**Task prompt:** Repeat the data word for word. Do not include the pictures.

**Given information:**
__________
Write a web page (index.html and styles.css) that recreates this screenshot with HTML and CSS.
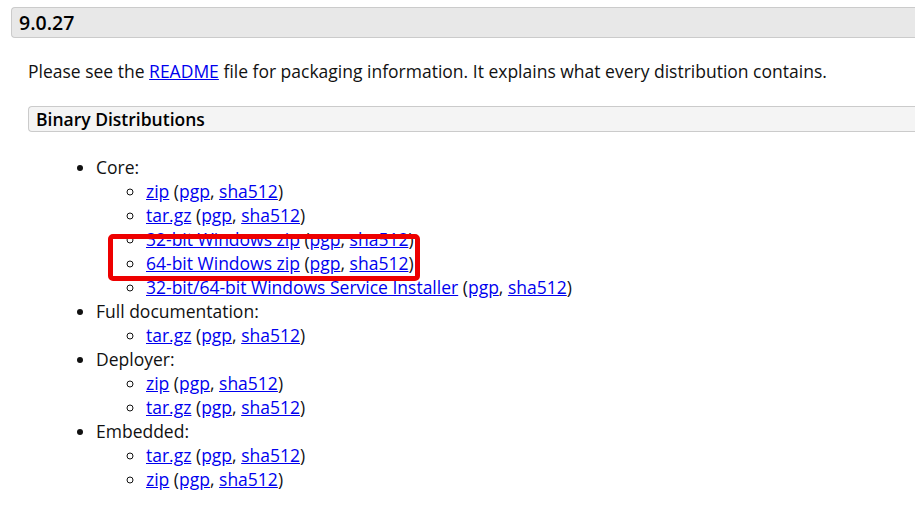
FILE: index.html
```html
<!DOCTYPE html>
<html>
<head>
<meta charset="utf-8">
<link rel="stylesheet" href="styles.css">
</head>
<body>
<div class="page">
  <h3 class="version">9.0.27</h3>
  <div class="content">
    <p class="intro">Please see the <a href="#">README</a> file for packaging information. It explains what every distribution contains.</p>
    <h4 class="section">Binary Distributions</h4>
    <ul class="dist">
      <li>Core:
        <ul class="files">
          <li><a href="#">zip</a> (<a href="#">pgp</a>, <a href="#">sha512</a>)</li>
          <li><a href="#">tar.gz</a> (<a href="#">pgp</a>, <a href="#">sha512</a>)</li>
          <li><a href="#">32-bit Windows zip</a> (<a href="#">pgp</a>, <a href="#">sha512</a>)</li>
          <li class="marked"><a href="#">64-bit Windows zip</a> (<a href="#">pgp</a>, <a href="#">sha512</a>)<span class="highlight"></span></li>
          <li><a href="#">32-bit/64-bit Windows Service Installer</a> (<a href="#">pgp</a>, <a href="#">sha512</a>)</li>
        </ul>
      </li>
      <li>Full documentation:
        <ul class="files">
          <li><a href="#">tar.gz</a> (<a href="#">pgp</a>, <a href="#">sha512</a>)</li>
        </ul>
      </li>
      <li>Deployer:
        <ul class="files">
          <li><a href="#">zip</a> (<a href="#">pgp</a>, <a href="#">sha512</a>)</li>
          <li><a href="#">tar.gz</a> (<a href="#">pgp</a>, <a href="#">sha512</a>)</li>
        </ul>
      </li>
      <li>Embedded:
        <ul class="files">
          <li><a href="#">tar.gz</a> (<a href="#">pgp</a>, <a href="#">sha512</a>)</li>
          <li><a href="#">zip</a> (<a href="#">pgp</a>, <a href="#">sha512</a>)</li>
        </ul>
      </li>
    </ul>
  </div>
</div>
</body>
</html>
```
FILE: styles.css
```css
html, body {
  margin: 0;
  padding: 0;
  background: #fff;
}
body {
  font-family: "Open Sans", "Noto Sans", sans-serif;
  font-size: 17.5px;
  color: #111;
  overflow: hidden;
}
.page {
  padding: 7px 0 0 11px;
}
.version {
  margin: 0 -20px 0 0;
  height: 29px;
  line-height: 29px;
  padding-left: 7px;
  font-size: 19.5px;
  font-weight: 600;
  color: #000;
  background: #e8e8e8;
  border: 1px solid #cbcbcb;
  border-right: none;
  border-radius: 4px 0 0 4px;
}
.content {
  padding-left: 17px;
}
.intro {
  margin: 21px 0 0 0;
  line-height: 24px;
}
a {
  color: #0000ee;
  text-decoration: underline;
}
.section {
  margin: 23px -20px 0 0;
  height: 24px;
  line-height: 24px;
  padding-left: 7px;
  font-size: 17.5px;
  font-weight: 600;
  color: #000;
  background: #f4f4f4;
  border: 1px solid #cbcbcb;
  border-right: none;
  border-radius: 4px 0 0 4px;
}
.dist {
  margin: 23px 0 0 0;
  padding-left: 68px;
  line-height: 24px;
  list-style: disc;
}
.files {
  margin: 0;
  padding-left: 50px;
  list-style: circle;
}
.marked {
  position: relative;
}
.highlight {
  position: absolute;
  left: -38px;
  top: -17px;
  width: 302px;
  height: 37px;
  border: 5px solid #ee0000;
  border-radius: 5px;
}
```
__________
**Written answer:**
Write a web page (index.html and styles.css) that recreates this screenshot with HTML and CSS.
FILE: index.html
```html
<!DOCTYPE html>
<html>
<head>
<meta charset="utf-8">
<link rel="stylesheet" href="styles.css">
</head>
<body>
<div class="page">
  <h3 class="version">9.0.27</h3>
  <div class="content">
    <p class="intro">Please see the <a href="#">README</a> file for packaging information. It explains what every distribution contains.</p>
    <h4 class="section">Binary Distributions</h4>
    <ul class="dist">
      <li>Core:
        <ul class="files">
          <li><a href="#">zip</a> (<a href="#">pgp</a>, <a href="#">sha512</a>)</li>
          <li><a href="#">tar.gz</a> (<a href="#">pgp</a>, <a href="#">sha512</a>)</li>
          <li><a href="#">32-bit Windows zip</a> (<a href="#">pgp</a>, <a href="#">sha512</a>)</li>
          <li class="marked"><a href="#">64-bit Windows zip</a> (<a href="#">pgp</a>, <a href="#">sha512</a>)<span class="highlight"></span></li>
          <li><a href="#">32-bit/64-bit Windows Service Installer</a> (<a href="#">pgp</a>, <a href="#">sha512</a>)</li>
        </ul>
      </li>
      <li>Full documentation:
        <ul class="files">
          <li><a href="#">tar.gz</a> (<a href="#">pgp</a>, <a href="#">sha512</a>)</li>
        </ul>
      </li>
      <li>Deployer:
        <ul class="files">
          <li><a href="#">zip</a> (<a href="#">pgp</a>, <a href="#">sha512</a>)</li>
          <li><a href="#">tar.gz</a> (<a href="#">pgp</a>, <a href="#">sha512</a>)</li>
        </ul>
      </li>
      <li>Embedded:
        <ul class="files">
          <li><a href="#">tar.gz</a> (<a href="#">pgp</a>, <a href="#">sha512</a>)</li>
          <li><a href="#">zip</a> (<a href="#">pgp</a>, <a href="#">sha512</a>)</li>
        </ul>
      </li>
    </ul>
  </div>
</div>
</body>
</html>
```
FILE: styles.css
```css
html, body {
  margin: 0;
  padding: 0;
  background: #fff;
}
body {
  font-family: "Open Sans", "Noto Sans", sans-serif;
  font-size: 17.5px;
  color: #111;
  overflow: hidden;
}
.page {
  padding: 7px 0 0 11px;
}
.version {
  margin: 0 -20px 0 0;
  height: 29px;
  line-height: 29px;
  padding-left: 7px;
  font-size: 19.5px;
  font-weight: 600;
  color: #000;
  background: #e8e8e8;
  border: 1px solid #cbcbcb;
  border-right: none;
  border-radius: 4px 0 0 4px;
}
.content {
  padding-left: 17px;
}
.intro {
  margin: 21px 0 0 0;
  line-height: 24px;
}
a {
  color: #0000ee;
  text-decoration: underline;
}
.section {
  margin: 23px -20px 0 0;
  height: 24px;
  line-height: 24px;
  padding-left: 7px;
  font-size: 17.5px;
  font-weight: 600;
  color: #000;
  background: #f4f4f4;
  border: 1px solid #cbcbcb;
  border-right: none;
  border-radius: 4px 0 0 4px;
}
.dist {
  margin: 23px 0 0 0;
  padding-left: 68px;
  line-height: 24px;
  list-style: disc;
}
.files {
  margin: 0;
  padding-left: 50px;
  list-style: circle;
}
.marked {
  position: relative;
}
.highlight {
  position: absolute;
  left: -38px;
  top: -17px;
  width: 302px;
  height: 37px;
  border: 5px solid #ee0000;
  border-radius: 5px;
}
```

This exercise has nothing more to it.